Robert Tyre (Bobby) Jones Jr. is said to have been the most successful amateur golfer ever to have competed at the national and international levels. The reason he competed as an amateur is because he worked full time as an attorney in Atlanta, Ga.
He won the U.S. Open in 1923, 1926, 1929 and 1930; the Open Championship in 1926, 1927 and 1930; the U.S. Amateur in 1924, 1925, 1927, 1928 and 1930; and the British Amateur in 1930.
After retiring from competitive golf, he founded the Augusta National Golf Club in Augusta, Ga., in 1933; in 1934, he co-founded the Masters Tournament.
In May 1942, Jones volunteered and was accepted for military service in the Army officer corps, although at 40 years old he was considered borderline too old. In June 1942, he was assigned to the First Fighter Command at Mitchel Field on Long Island, N.Y.
By March 1943, he was promoted to major, and later that year, he was assigned as a military intelligence officer for the 84th Fighter Wing of the Ninth Air Force; he then deployed in England.
Just a day after the June 6, 1944, D-Day landings on the Normandy coast in France, Jones went ashore.
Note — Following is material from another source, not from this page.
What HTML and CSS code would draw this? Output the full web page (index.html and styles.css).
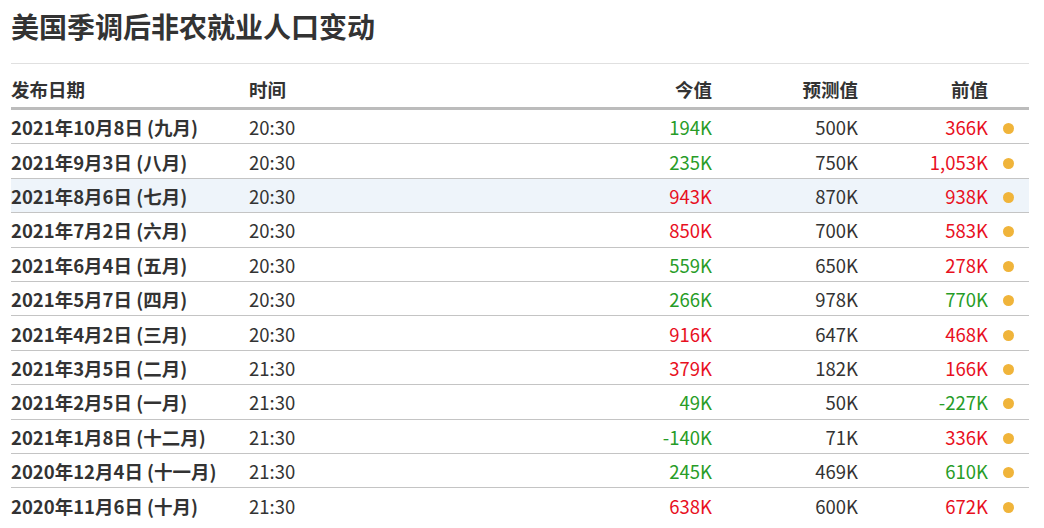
FILE: index.html
```html
<!DOCTYPE html>
<html lang="zh">
<head>
<meta charset="utf-8">
<link rel="stylesheet" href="styles.css">
</head>
<body>
<div class="page">
  <h1 class="title">美国季调后非农就业人口变动</h1>
  <div class="table">
    <div class="row head">
      <div class="c date">发布日期</div>
      <div class="c time">时间</div>
      <div class="c num">今值</div>
      <div class="c num">预测值</div>
      <div class="c num">前值</div>
      <div class="c dotc"></div>
    </div>
    <div class="row"><div class="c date">2021年10月8日 (九月)</div><div class="c time">20:30</div><div class="c num g">194K</div><div class="c num">500K</div><div class="c num r">366K</div><div class="c dotc"><span class="dot"></span></div></div>
    <div class="row"><div class="c date">2021年9月3日 (八月)</div><div class="c time">20:30</div><div class="c num g">235K</div><div class="c num">750K</div><div class="c num r">1,053K</div><div class="c dotc"><span class="dot"></span></div></div>
    <div class="row hl"><div class="c date">2021年8月6日 (七月)</div><div class="c time">20:30</div><div class="c num r">943K</div><div class="c num">870K</div><div class="c num r">938K</div><div class="c dotc"><span class="dot"></span></div></div>
    <div class="row"><div class="c date">2021年7月2日 (六月)</div><div class="c time">20:30</div><div class="c num r">850K</div><div class="c num">700K</div><div class="c num r">583K</div><div class="c dotc"><span class="dot"></span></div></div>
    <div class="row"><div class="c date">2021年6月4日 (五月)</div><div class="c time">20:30</div><div class="c num g">559K</div><div class="c num">650K</div><div class="c num r">278K</div><div class="c dotc"><span class="dot"></span></div></div>
    <div class="row"><div class="c date">2021年5月7日 (四月)</div><div class="c time">20:30</div><div class="c num g">266K</div><div class="c num">978K</div><div class="c num g">770K</div><div class="c dotc"><span class="dot"></span></div></div>
    <div class="row"><div class="c date">2021年4月2日 (三月)</div><div class="c time">20:30</div><div class="c num r">916K</div><div class="c num">647K</div><div class="c num r">468K</div><div class="c dotc"><span class="dot"></span></div></div>
    <div class="row"><div class="c date">2021年3月5日 (二月)</div><div class="c time">21:30</div><div class="c num r">379K</div><div class="c num">182K</div><div class="c num r">166K</div><div class="c dotc"><span class="dot"></span></div></div>
    <div class="row"><div class="c date">2021年2月5日 (一月)</div><div class="c time">21:30</div><div class="c num g">49K</div><div class="c num">50K</div><div class="c num g">-227K</div><div class="c dotc"><span class="dot"></span></div></div>
    <div class="row"><div class="c date">2021年1月8日 (十二月)</div><div class="c time">21:30</div><div class="c num g">-140K</div><div class="c num">71K</div><div class="c num r">336K</div><div class="c dotc"><span class="dot"></span></div></div>
    <div class="row"><div class="c date">2020年12月4日 (十一月)</div><div class="c time">21:30</div><div class="c num g">245K</div><div class="c num">469K</div><div class="c num g">610K</div><div class="c dotc"><span class="dot"></span></div></div>
    <div class="row last"><div class="c date">2020年11月6日 (十月)</div><div class="c time">21:30</div><div class="c num r">638K</div><div class="c num">600K</div><div class="c num r">672K</div><div class="c dotc"><span class="dot"></span></div></div>
  </div>
</div>
</body>
</html>
```

FILE: styles.css
```css
html, body {
  margin: 0;
  padding: 0;
  background: #fff;
}
body {
  font-family: "Noto Sans CJK SC", "Noto Sans", sans-serif;
  color: #333;
}
.page {
  width: 1018px;
  margin-left: 11px;
}
.title {
  margin: 0;
  height: 64px;
  box-sizing: border-box;
  padding-top: 8px;
  font-size: 28px;
  line-height: 36px;
  font-weight: bold;
  color: #333;
  border-bottom: 1px solid #e0e0e0;
}
.row {
  display: grid;
  grid-template-columns: 238px 1fr 150px 146px 130px 41px;
  align-items: center;
  height: 34.4px;
  box-sizing: border-box;
  border-bottom: 1px solid #c4c4c4;
  font-size: 18.5px;
  line-height: 22px;
  padding-top: 1px;
}
.row.last {
  border-bottom: none;
}
.row.head {
  height: 46px;
  border-bottom: 3px solid #bcbcbc;
  font-weight: bold;
  padding-top: 7px;
}
.row.hl {
  background: #eef4fa;
}
.c.date {
  font-weight: bold;
}
.c.num {
  text-align: right;
}
.g { color: #279c27; }
.r { color: #e8101e; }
.dotc {
  display: flex;
  justify-content: flex-start;
  padding-left: 15px;
  padding-top: 3px;
}
.dot {
  width: 11px;
  height: 11px;
  border-radius: 50%;
  background: #f0b43a;
}
```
His unit eventually was assigned to the infantry, and he spent two months interrogating German prisoners of war before being discharged in August 1944 with the rank of lieutenant colonel.
During the war, Jones had the honor of dining with Army Gen. Dwight D. Eisenhower, the supreme commander of the Allied Expeditionary Force in Europe. In 1948, Eisenhower, an avid golfer, would become a member of Augusta National.
In August 1944, Jones, then a lieutenant colonel, was granted an honorable discharge from the Army.
In 1971, Jones died at age 69. In 1974, he was posthumously inducted into the World Golf Hall of Fame.
In 1981, the U.S. Postal Service issued an 18-cent stamp commemorating Jones.
Editor’s note: Sports Heroes Who Served is a series that highlights the accomplishments of athletes who served in the U.S. military.